DATASET SECTION:
▼
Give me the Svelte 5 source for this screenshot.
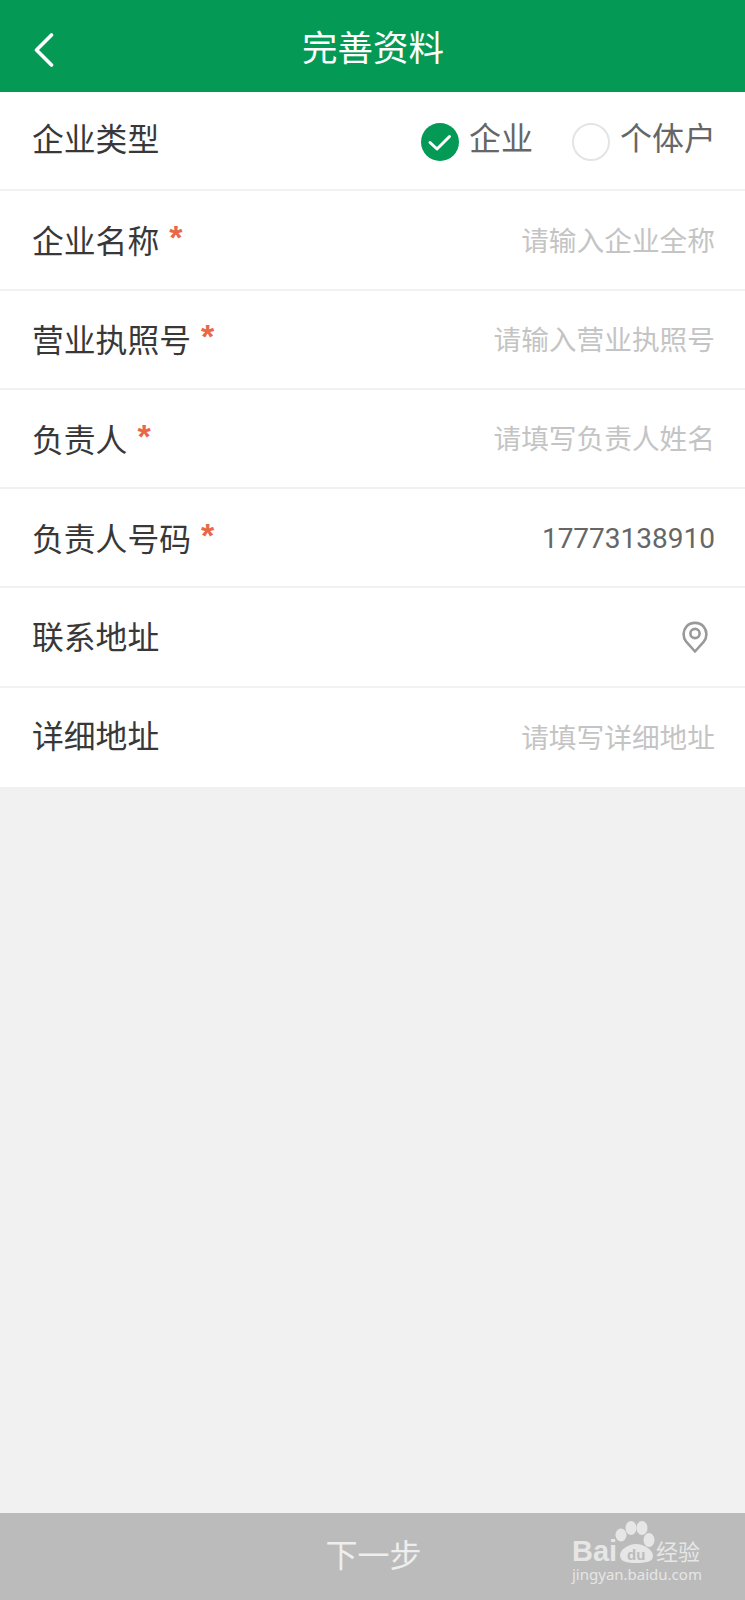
<script>
  const rows = [
    { label: '企业名称', req: true, ph: '请输入企业全称' },
    { label: '营业执照号', req: true, ph: '请输入营业执照号' },
    { label: '负责人', req: true, ph: '请填写负责人姓名' },
    { label: '负责人号码', req: true, value: '17773138910' },
    { label: '联系地址', pin: true, shift: 'up1' },
    { label: '详细地址', ph: '请填写详细地址', shift: 'up3' }
  ];
</script>

<div class="page">
  <header class="top">
    <svg class="back" viewBox="0 0 22 34" width="22" height="34" aria-hidden="true">
      <path d="M18.5 2 L3.5 17 L18.5 32" fill="none" stroke="#fff" stroke-width="3.6" stroke-linecap="round" stroke-linejoin="round" />
    </svg>
    <h1>完善资料</h1>
  </header>

  <main class="form">
    <div class="row">
      <span class="label up3">企业类型</span>
      <div class="radios">
        <div class="radio">
          <svg viewBox="0 0 38 38" width="38" height="38" aria-hidden="true">
            <circle cx="19" cy="19" r="19" fill="#049a55" />
            <path d="M9 19.5 L16 26 L28.5 13.5" fill="none" stroke="#fff" stroke-width="3" stroke-linecap="round" stroke-linejoin="round" />
          </svg>
          <span>企业</span>
        </div>
        <div class="radio">
          <span class="empty"></span>
          <span>个体户</span>
        </div>
      </div>
    </div>

    {#each rows as r}
      <div class="row">
        <span class="label {r.shift ?? ''}">{r.label}{#if r.req}<span class="star">*</span>{/if}</span>
        {#if r.ph}<span class="ph">{r.ph}</span>{/if}
        {#if r.value}<span class="val">{r.value}</span>{/if}
        {#if r.pin}
          <svg class="pin" viewBox="0 0 26 32" width="26" height="32" aria-hidden="true">
            <path d="M13 30.5 L4.2 20.6 C0.4 16 1 9.6 4.4 5.6 C8.8 0.6 17.2 0.6 21.6 5.6 C25 9.6 25.6 16 21.8 20.6 Z" fill="none" stroke="#999" stroke-width="2.6" stroke-linejoin="round" />
            <circle cx="13" cy="12.5" r="4.6" fill="none" stroke="#999" stroke-width="2.6" />
          </svg>
        {/if}
      </div>
    {/each}
  </main>

  <div class="spacer"></div>

  <footer class="next">
    <span>下一步</span>
    <div class="mark">
      <svg class="paw" viewBox="0 0 50 52" width="50" height="52" aria-hidden="true">
        <ellipse cx="7" cy="15" rx="5.5" ry="6.5" fill="#e6e6e6" />
        <ellipse cx="17" cy="8" rx="5.5" ry="7" fill="#e6e6e6" />
        <ellipse cx="28" cy="8" rx="5.5" ry="7" fill="#e6e6e6" />
        <ellipse cx="35" cy="20" rx="5.5" ry="7" fill="#e6e6e6" />
        <path d="M6 35 C6 30 14 24 22 24 C30 24 39 30 39 36 C39 41 34 43 22 43 C11 43 6 41 6 35 Z" fill="#e6e6e6" />
      </svg>
      <b class="bai">Bai</b>
      <i class="du">du</i>
      <em class="jy">经验</em>
      <div class="url">jingyan.baidu.com</div>
    </div>
  </footer>
</div>

<style>
  :global(body) {
    margin: 0;
    background: #f1f1f1;
  }
  .page {
    width: 745px;
    height: 1600px;
    display: flex;
    flex-direction: column;
    font-family: "Noto Sans CJK SC", "Noto Sans", sans-serif;
    overflow: hidden;
  }
  .top {
    height: 92px;
    flex: none;
    background: #049a55;
    display: flex;
    align-items: center;
    justify-content: center;
    position: relative;
  }
  .top h1 {
    margin: 0 0 0 1px;
    font-size: 35.5px;
    font-weight: 400;
    color: #fff;
    line-height: 1;
  }
  .back {
    position: absolute;
    left: 33px;
    top: 33px;
  }
  .form {
    background: #fff;
    flex: none;
  }
  .row {
    height: 99.3px;
    box-sizing: border-box;
    border-bottom: 2px solid #f1f1f1;
    padding: 0 30px 0 32px;
    display: flex;
    align-items: center;
    justify-content: space-between;
  }
  .row:last-child {
    border-bottom: 0;
  }
  .label {
    font-size: 31.8px;
    color: #383838;
    line-height: 1;
    display: flex;
    align-items: flex-start;
  }
  .up1 {
    margin-bottom: 2px;
  }
  .up3 {
    margin-bottom: 6px;
  }
  .star {
    color: #e8694a;
    font-size: 34px;
    font-weight: 700;
    line-height: 1;
    margin: -4px 0 0 10px;
    height: 32px;
    font-family: "Liberation Sans", sans-serif;
  }
  .ph,
  .val {
    font-size: 27.7px;
    line-height: 1;
  }
  .ph {
    color: #c4c4c4;
    margin-bottom: 1px;
  }
  .val {
    font-size: 28px;
    color: #666;
    font-family: Roboto, sans-serif;
    margin-top: 3px;
  }
  .pin {
    margin-right: 7px;
  }
  .radios {
    display: flex;
    gap: 39px;
    margin-right: -1px;
  }
  .radio {
    display: flex;
    align-items: flex-start;
    gap: 10px;
    font-size: 32px;
    line-height: 31px;
    color: #666;
  }
  .radio svg,
  .empty {
    display: block;
    margin-top: 2px;
  }
  .empty {
    width: 38px;
    height: 38px;
    box-sizing: border-box;
    border: 2px solid #e4e4e4;
    border-radius: 50%;
    background: #fff;
  }
  .spacer {
    flex: 1;
  }
  .next {
    height: 87px;
    flex: none;
    background: #bbb;
    color: #eee;
    font-size: 32px;
    display: flex;
    align-items: center;
    justify-content: center;
    position: relative;
  }
  .next > span {
    line-height: 1;
    transform: translate(1px, -4px);
  }
  .mark {
    position: absolute;
    left: 572px;
    top: 6px;
    width: 132px;
    height: 76px;
    color: #e6e6e6;
  }
  .paw {
    position: absolute;
    left: 42px;
    top: 1px;
  }
  .bai {
    position: absolute;
    left: 0;
    top: 21px;
    font-family: "Liberation Sans", sans-serif;
    font-size: 29px;
    line-height: 22px;
    font-weight: 700;
  }
  .du {
    position: absolute;
    left: 55px;
    top: 28px;
    font-family: "Liberation Sans", sans-serif;
    font-style: normal;
    font-weight: 700;
    font-size: 15px;
    line-height: 16px;
    color: #bbb;
  }
  .jy {
    position: absolute;
    left: 84px;
    top: 18px;
    font-style: normal;
    font-size: 22px;
    line-height: 26px;
  }
  .url {
    position: absolute;
    left: 0;
    top: 46px;
    font-family: "Noto Sans", sans-serif;
    font-size: 15px;
    line-height: 18px;
    white-space: nowrap;
  }
</style>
▲
WORK TO BE COMPLETED:
All of the lines above should be printed exactly, minus the pictures.

THE REPLY:
Give me the Svelte 5 source for this screenshot.
<script>
  const rows = [
    { label: '企业名称', req: true, ph: '请输入企业全称' },
    { label: '营业执照号', req: true, ph: '请输入营业执照号' },
    { label: '负责人', req: true, ph: '请填写负责人姓名' },
    { label: '负责人号码', req: true, value: '17773138910' },
    { label: '联系地址', pin: true, shift: 'up1' },
    { label: '详细地址', ph: '请填写详细地址', shift: 'up3' }
  ];
</script>

<div class="page">
  <header class="top">
    <svg class="back" viewBox="0 0 22 34" width="22" height="34" aria-hidden="true">
      <path d="M18.5 2 L3.5 17 L18.5 32" fill="none" stroke="#fff" stroke-width="3.6" stroke-linecap="round" stroke-linejoin="round" />
    </svg>
    <h1>完善资料</h1>
  </header>

  <main class="form">
    <div class="row">
      <span class="label up3">企业类型</span>
      <div class="radios">
        <div class="radio">
          <svg viewBox="0 0 38 38" width="38" height="38" aria-hidden="true">
            <circle cx="19" cy="19" r="19" fill="#049a55" />
            <path d="M9 19.5 L16 26 L28.5 13.5" fill="none" stroke="#fff" stroke-width="3" stroke-linecap="round" stroke-linejoin="round" />
          </svg>
          <span>企业</span>
        </div>
        <div class="radio">
          <span class="empty"></span>
          <span>个体户</span>
        </div>
      </div>
    </div>

    {#each rows as r}
      <div class="row">
        <span class="label {r.shift ?? ''}">{r.label}{#if r.req}<span class="star">*</span>{/if}</span>
        {#if r.ph}<span class="ph">{r.ph}</span>{/if}
        {#if r.value}<span class="val">{r.value}</span>{/if}
        {#if r.pin}
          <svg class="pin" viewBox="0 0 26 32" width="26" height="32" aria-hidden="true">
            <path d="M13 30.5 L4.2 20.6 C0.4 16 1 9.6 4.4 5.6 C8.8 0.6 17.2 0.6 21.6 5.6 C25 9.6 25.6 16 21.8 20.6 Z" fill="none" stroke="#999" stroke-width="2.6" stroke-linejoin="round" />
            <circle cx="13" cy="12.5" r="4.6" fill="none" stroke="#999" stroke-width="2.6" />
          </svg>
        {/if}
      </div>
    {/each}
  </main>

  <div class="spacer"></div>

  <footer class="next">
    <span>下一步</span>
    <div class="mark">
      <svg class="paw" viewBox="0 0 50 52" width="50" height="52" aria-hidden="true">
        <ellipse cx="7" cy="15" rx="5.5" ry="6.5" fill="#e6e6e6" />
        <ellipse cx="17" cy="8" rx="5.5" ry="7" fill="#e6e6e6" />
        <ellipse cx="28" cy="8" rx="5.5" ry="7" fill="#e6e6e6" />
        <ellipse cx="35" cy="20" rx="5.5" ry="7" fill="#e6e6e6" />
        <path d="M6 35 C6 30 14 24 22 24 C30 24 39 30 39 36 C39 41 34 43 22 43 C11 43 6 41 6 35 Z" fill="#e6e6e6" />
      </svg>
      <b class="bai">Bai</b>
      <i class="du">du</i>
      <em class="jy">经验</em>
      <div class="url">jingyan.baidu.com</div>
    </div>
  </footer>
</div>

<style>
  :global(body) {
    margin: 0;
    background: #f1f1f1;
  }
  .page {
    width: 745px;
    height: 1600px;
    display: flex;
    flex-direction: column;
    font-family: "Noto Sans CJK SC", "Noto Sans", sans-serif;
    overflow: hidden;
  }
  .top {
    height: 92px;
    flex: none;
    background: #049a55;
    display: flex;
    align-items: center;
    justify-content: center;
    position: relative;
  }
  .top h1 {
    margin: 0 0 0 1px;
    font-size: 35.5px;
    font-weight: 400;
    color: #fff;
    line-height: 1;
  }
  .back {
    position: absolute;
    left: 33px;
    top: 33px;
  }
  .form {
    background: #fff;
    flex: none;
  }
  .row {
    height: 99.3px;
    box-sizing: border-box;
    border-bottom: 2px solid #f1f1f1;
    padding: 0 30px 0 32px;
    display: flex;
    align-items: center;
    justify-content: space-between;
  }
  .row:last-child {
    border-bottom: 0;
  }
  .label {
    font-size: 31.8px;
    color: #383838;
    line-height: 1;
    display: flex;
    align-items: flex-start;
  }
  .up1 {
    margin-bottom: 2px;
  }
  .up3 {
    margin-bottom: 6px;
  }
  .star {
    color: #e8694a;
    font-size: 34px;
    font-weight: 700;
    line-height: 1;
    margin: -4px 0 0 10px;
    height: 32px;
    font-family: "Liberation Sans", sans-serif;
  }
  .ph,
  .val {
    font-size: 27.7px;
    line-height: 1;
  }
  .ph {
    color: #c4c4c4;
    margin-bottom: 1px;
  }
  .val {
    font-size: 28px;
    color: #666;
    font-family: Roboto, sans-serif;
    margin-top: 3px;
  }
  .pin {
    margin-right: 7px;
  }
  .radios {
    display: flex;
    gap: 39px;
    margin-right: -1px;
  }
  .radio {
    display: flex;
    align-items: flex-start;
    gap: 10px;
    font-size: 32px;
    line-height: 31px;
    color: #666;
  }
  .radio svg,
  .empty {
    display: block;
    margin-top: 2px;
  }
  .empty {
    width: 38px;
    height: 38px;
    box-sizing: border-box;
    border: 2px solid #e4e4e4;
    border-radius: 50%;
    background: #fff;
  }
  .spacer {
    flex: 1;
  }
  .next {
    height: 87px;
    flex: none;
    background: #bbb;
    color: #eee;
    font-size: 32px;
    display: flex;
    align-items: center;
    justify-content: center;
    position: relative;
  }
  .next > span {
    line-height: 1;
    transform: translate(1px, -4px);
  }
  .mark {
    position: absolute;
    left: 572px;
    top: 6px;
    width: 132px;
    height: 76px;
    color: #e6e6e6;
  }
  .paw {
    position: absolute;
    left: 42px;
    top: 1px;
  }
  .bai {
    position: absolute;
    left: 0;
    top: 21px;
    font-family: "Liberation Sans", sans-serif;
    font-size: 29px;
    line-height: 22px;
    font-weight: 700;
  }
  .du {
    position: absolute;
    left: 55px;
    top: 28px;
    font-family: "Liberation Sans", sans-serif;
    font-style: normal;
    font-weight: 700;
    font-size: 15px;
    line-height: 16px;
    color: #bbb;
  }
  .jy {
    position: absolute;
    left: 84px;
    top: 18px;
    font-style: normal;
    font-size: 22px;
    line-height: 26px;
  }
  .url {
    position: absolute;
    left: 0;
    top: 46px;
    font-family: "Noto Sans", sans-serif;
    font-size: 15px;
    line-height: 18px;
    white-space: nowrap;
  }
</style>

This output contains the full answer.